The Barrington Land Conservation Trust is working on a plan to create trails and make the property open to the public. If you’re interested in volunteering or helping the Land Trust to bring this project to fruition, email email@example.com.
Mary’s advice to others seeking to preserve family land through a donation to a land trust is simple: Subdivide the house from the property beforehand, and make sure the person has a will in place.
“You’d be surprised by how many people don’t have a will, even people with significant estates,” said Mary’s husband, Joe D’Arrigo. “It’s also important to hire professionals who know what they’re doing. Don’t just hire anybody – hire someone who knows how to handle land donations.”
Mary hired real estate attorney Jim Belliveau, who helped them navigate the twists and turns of subdividing their property, selling the house, and donating the remainder to the Land Trust. Mary’s daughter, Laura Fortin, played an important part as well. As a realtor, she managed the sale of the house and worked closely with the buyers’ realtor on the subdivision plan, executing the purchase and sales agreement according to Belliveau’s instructions. Real estate attorney Steve Boyajian, chair of the Land Trust’s Acquisition and Planning Committee, served as a liaison between Mary and the Town and to guide her through the donation process. It took nearly a year, but the end result was worth it.

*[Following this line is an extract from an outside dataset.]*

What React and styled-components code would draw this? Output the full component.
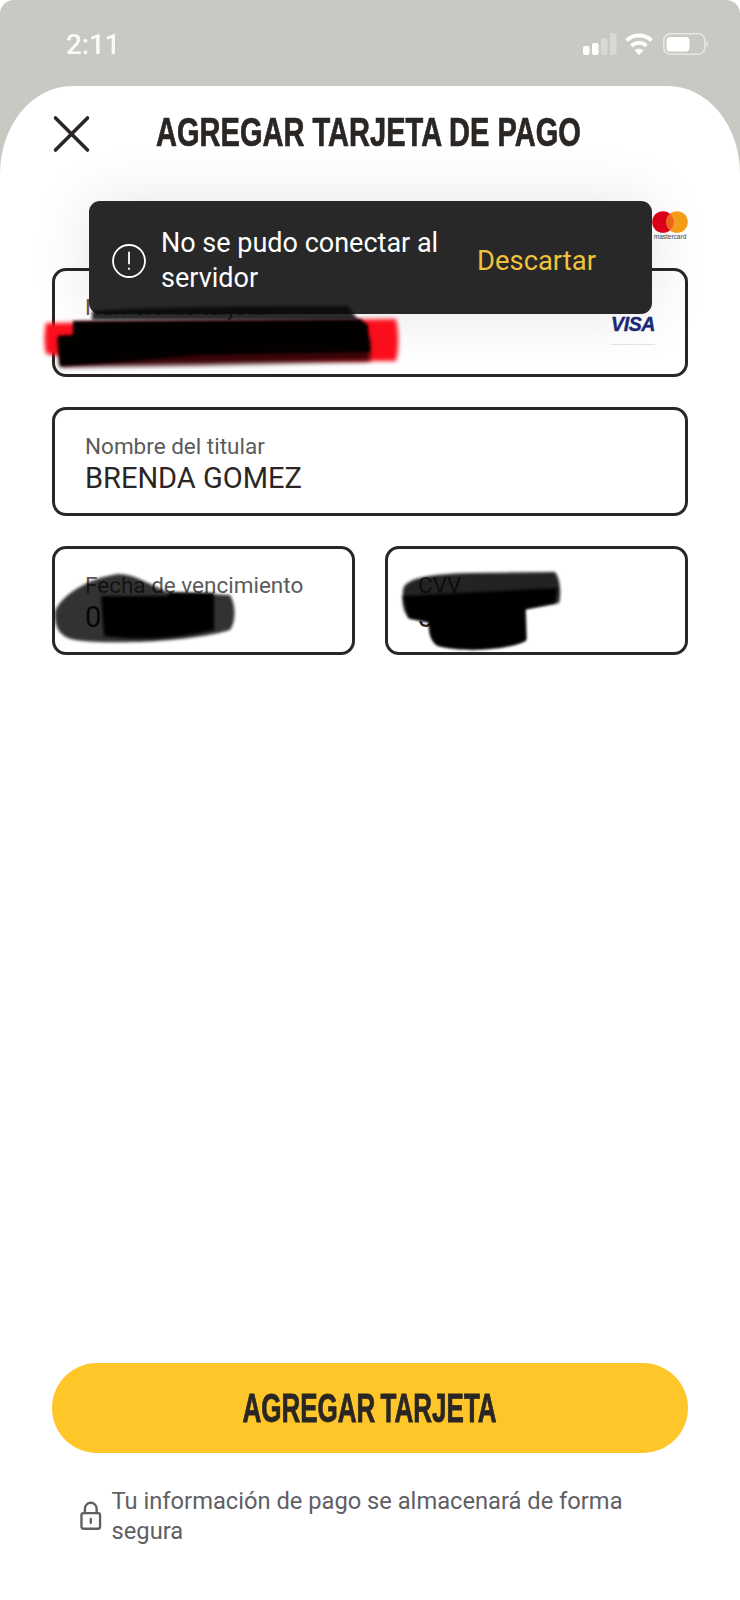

“I get emotional when I think about it,” says Mary. “This is where we grew up. We had the freedom to be outside, which has stuck with me. I love to go to the mountains and hike. I love to rock climb. Just being outdoors gives me the sense of freedom, and that’s because of where we grew up. These days, everything’s so built up. I wanted something saved. If we could save our playground and leave it for other people to enjoy as well, I thought we should do it. It’s important to have open space in the middle of all this development and houses. Being outdoors is part of who I need to be, part of who I am.”